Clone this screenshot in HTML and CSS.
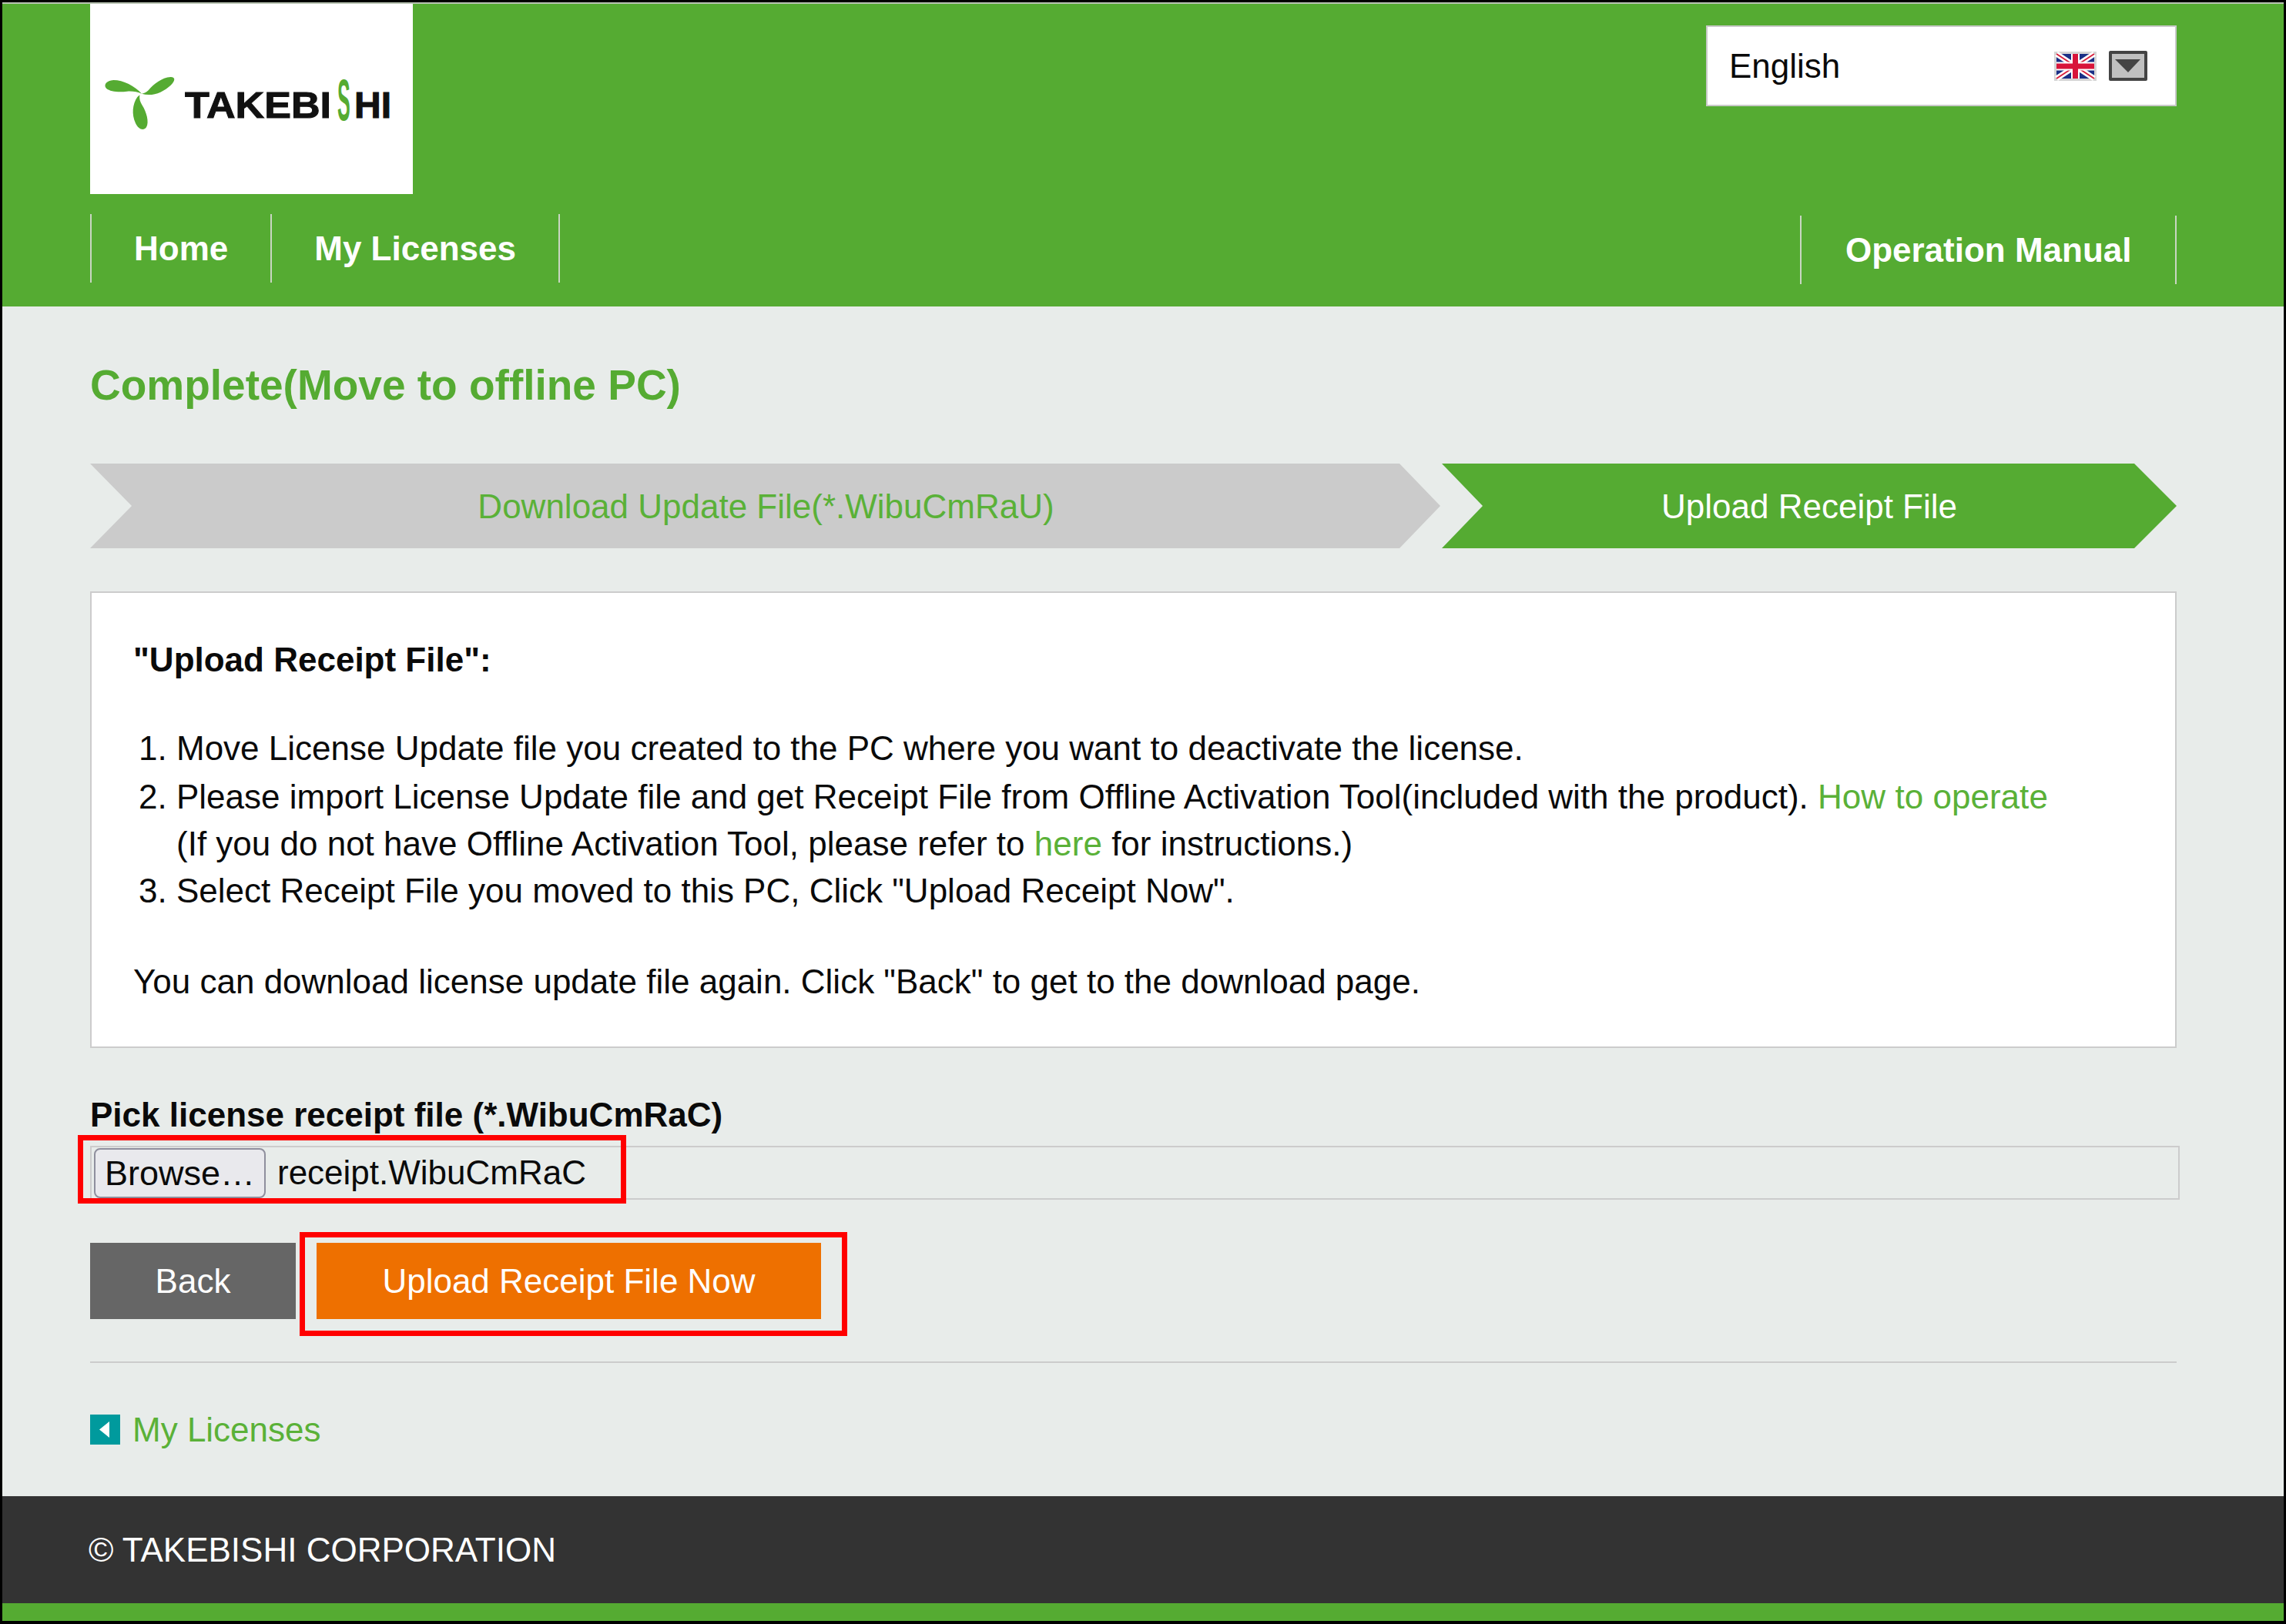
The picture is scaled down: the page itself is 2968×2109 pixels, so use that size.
FILE: index.html
```html
<!DOCTYPE html>
<html lang="en">
<head>
<meta charset="utf-8">
<title>Complete(Move to offline PC)</title>
<link rel="stylesheet" href="styles.css">
</head>
<body>
<div class="frame">
  <header class="header">
    <div class="header-top">
      <a class="logo" href="#">
        <svg class="logo-svg" viewBox="0 0 419 247" width="419" height="247">
          <g fill="#55ab32" transform="translate(-7 15) scale(.3333)">
            <path d="M222 305C195 275 150 252 112 252C85 254 72 270 84 284C100 298 135 300 165 296C185 294 205 298 222 305Z"/>
            <path d="M222 305C262 318 305 300 335 272C352 256 355 240 335 240C300 242 268 268 248 292C238 302 230 304 222 305Z"/>
            <path d="M205 318C186 345 182 385 198 420C208 442 228 452 240 436C252 415 240 375 224 350C216 338 212 326 214 310Z"/>
          </g>
          <text class="logo-word" x="123" y="148" textLength="190" lengthAdjust="spacingAndGlyphs">TAKEBI</text>
          <text class="logo-s" transform="translate(321 151) scale(.33 1)">S</text>
          <text class="logo-word" x="343" y="148" textLength="48" lengthAdjust="spacingAndGlyphs">HI</text>
        </svg>
      </a>
      <div class="lang">
        <span>English</span>
        <span class="lang-icons">
          <svg class="flag" viewBox="0 0 55 38" width="55" height="38">
            <rect width="55" height="38" fill="#d4d4d4"/>
            <rect x="3" y="3" width="49" height="32" fill="#1a2f86"/>
            <path d="M3 3L52 35M52 3L3 35" stroke="#fff" stroke-width="7"/>
            <path d="M3 3L52 35M52 3L3 35" stroke="#d8203c" stroke-width="2"/>
            <path d="M27.500 3V35M3 19H52" stroke="#fff" stroke-width="11"/>
            <path d="M27.500 3V35M3 19H52" stroke="#d8143a" stroke-width="7"/>
          </svg>
          <span class="lang-arrow"><svg viewBox="0 0 42 31" width="42" height="31"><path d="M4 7H37L21 24Z" fill="#444"/></svg></span>
        </span>
      </div>
    </div>
    <nav class="nav">
      <ul class="nav-list">
        <li class="nav-item"><a href="#">Home</a></li>
        <li class="nav-item"><a href="#">My Licenses</a></li>
      </ul>
      <ul class="nav-list nav-right">
        <li class="nav-item"><a href="#">Operation Manual</a></li>
      </ul>
    </nav>
  </header>

  <main class="main">
    <h1 class="title">Complete(Move to offline PC)</h1>
    <div class="steps">
      <div class="step step-done">Download Update File(*.WibuCmRaU)</div>
      <div class="step step-active">Upload Receipt File</div>
    </div>
    <section class="panel">
      <p class="panel-head">"Upload Receipt File":</p>
      <ol class="panel-list">
        <li class="panel-item-first">Move License Update file you created to the PC where you want to deactivate the license.</li>
        <li>Please import License Update file and get Receipt File from Offline Activation Tool(included with the product). <a class="text-link" href="#">How to operate</a><br>(If you do not have Offline Activation Tool, please refer to <a class="text-link" href="#">here</a> for instructions.)</li>
        <li>Select Receipt File you moved to this PC, Click "Upload Receipt Now".</li>
      </ol>
      <p class="panel-foot">You can download license update file again. Click "Back" to get to the download page.</p>
    </section>
    <label class="file-label">Pick license receipt file (*.WibuCmRaC)</label>
    <div class="file-row">
      <button class="browse" type="button">Browse…</button>
      <span class="file-name">receipt.WibuCmRaC</span>
      <span class="mark mark-file"></span>
    </div>
    <div class="actions">
      <a class="btn btn-back" href="#">Back</a>
      <a class="btn btn-upload" href="#">Upload Receipt File Now<span class="mark mark-upload"></span></a>
    </div>
    <hr class="rule">
    <a class="back-link" href="#">
      <span class="back-icon"><svg viewBox="0 0 39 39" width="39" height="39"><path d="M25 9V30L12 19.500Z" fill="#fff"/></svg></span>
      My Licenses
    </a>
  </main>

  <footer class="footer">© TAKEBISHI CORPORATION</footer>
  <div class="footer-bar"></div>
</div>
</body>
</html>
```

FILE: styles.css
```css
* { box-sizing: border-box; }
html, body { margin: 0; padding: 0; }
body {
  font-family: "Liberation Sans", Arial, sans-serif;
  font-size: 44px;
  line-height: 61px;
  color: #0a0a0a;
  background: #e8ecea;
}
a { color: #5ab138; text-decoration: none; }
.frame {
  height: 2109px;
  border: 3px solid #000;
  border-bottom-width: 4px;
  display: flex;
  flex-direction: column;
}
.header {
  height: 395px;
  background: #55ab32;
  border-top: 2px solid #b9c4b3;
  padding: 0 139px 0 114px;
  flex: none;
}
.header-top {
  display: flex;
  justify-content: space-between;
  align-items: flex-start;
  height: 273px;
}
.logo {
  display: block;
  width: 419px;
  height: 247px;
  background: #fff;
}
.logo-svg { display: block; }
.logo-word {
  font-family: "Liberation Sans", sans-serif;
  font-weight: 700;
  font-size: 48px;
  fill: #111;
  stroke: #111;
  stroke-width: 1px;
}
.logo-s {
  font-family: "Liberation Sans", sans-serif;
  font-weight: 700;
  font-size: 76px;
  fill: #55ab32;
}
.lang {
  width: 611px;
  height: 105px;
  margin-top: 28px;
  background: #fff;
  border: 2px solid #c9c9c9;
  display: flex;
  align-items: center;
  justify-content: space-between;
  padding: 0 36px 0 28px;
}
.lang-icons { display: flex; align-items: center; gap: 16px; }
.flag { display: block; }
.lang-arrow {
  display: block;
  width: 50px;
  height: 39px;
  background: #c0c0c0;
  border: 4px solid #444;
  border-radius: 2px;
}
.lang-arrow svg { display: block; }
.nav {
  display: flex;
  justify-content: space-between;
  align-items: flex-start;
}
.nav-list {
  display: flex;
  margin: 0;
  padding: 0;
  list-style: none;
  border-right: 2px solid #c9d6c2;
  height: 89px;
}
.nav-right { margin-top: 2px; }
.nav-item {
  border-left: 2px solid #c9d6c2;
  padding: 0 55px;
  display: flex;
  align-items: center;
}
.nav-right .nav-item { padding: 0 56.5px; }
.nav-item a {
  color: #fff;
  font-weight: 700;
  font-size: 44px;
}
.main {
  flex: 1;
  padding: 0 139px 0 114px;
  display: flex;
  flex-direction: column;
  align-items: stretch;
}
.title {
  margin: 72px 0 72px;
  font-size: 55px;
  line-height: 60px;
  font-weight: 700;
  color: #55ab32;
}
.steps {
  display: grid;
  grid-template-columns: 1755fr 954fr;
  height: 110px;
}
.step {
  display: flex;
  align-items: center;
  justify-content: center;
}
.step-done {
  background: #cbcbcb;
  color: #5ab138;
  clip-path: polygon(0 0, calc(100% - 55px) 0, calc(100% - 2px) 50%, calc(100% - 55px) 100%, 0 100%, 54px 50%);
}
.step-active {
  background: #55ab32;
  color: #fff;
  clip-path: polygon(0 0, calc(100% - 55px) 0, 100% 50%, calc(100% - 55px) 100%, 0 100%, 53px 50%);
}
.panel {
  margin-top: 56px;
  height: 593px;
  background: #fff;
  border: 2px solid #ccc;
  padding: 56px 54px 0;
}
.panel-head { margin: 0; font-weight: 700; }
.panel-list { margin: 54px 0 57px; padding: 0 0 0 56px; }
.panel-item-first { margin-bottom: 2px; }
.text-link { letter-spacing: .03px; }
.panel-foot { margin: 0; }
.file-label {
  display: block;
  margin-top: 57px;
  font-weight: 700;
  line-height: 60px;
}
.file-row {
  position: relative;
  width: 2713px;
  height: 70px;
  margin-top: 10px;
  border: 2px solid #ccc;
  padding-left: 3px;
  display: flex;
  align-items: center;
  gap: 15px;
}
.browse {
  width: 223px;
  height: 65px;
  padding: 0;
  font: inherit;
  font-size: 45px;
  color: #0a0a0a;
  background: #e9e9ed;
  border: 2px solid #8f8f9d;
  border-radius: 8px;
}
.file-name { line-height: 60px; }
.mark {
  position: absolute;
  border: 7px solid #f00;
  pointer-events: none;
}
.mark-file { left: -18px; top: -16px; width: 712px; height: 89px; }
.actions {
  display: flex;
  gap: 27px;
  margin-top: 56px;
}
.btn {
  position: relative;
  height: 99px;
  display: flex;
  align-items: center;
  justify-content: center;
  color: #fff;
}
.btn-back { width: 267px; background: #666; }
.btn-upload { width: 655px; background: #ee7000; }
.mark-upload { left: -22px; top: -14px; width: 711px; height: 135px; }
.rule {
  width: 100%;
  height: 2px;
  margin: 55px 0 0;
  border: 0;
  background: #ccc;
}
.back-link {
  display: flex;
  align-items: center;
  gap: 16px;
  margin-top: 67px;
  height: 39px;
}
.back-icon { display: block; width: 39px; height: 39px; background: #009a9d; }
.back-icon svg { display: block; }
.footer {
  flex: none;
  height: 139px;
  background: #333;
  color: #fff;
  padding-left: 112px;
  display: flex;
  align-items: center;
}
.footer-bar { flex: none; height: 23px; background: #55ab32; }
```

## The exercise:
Determine how many lines in the data above contain the string "size". Give nothing except the number.

## Written solution:
7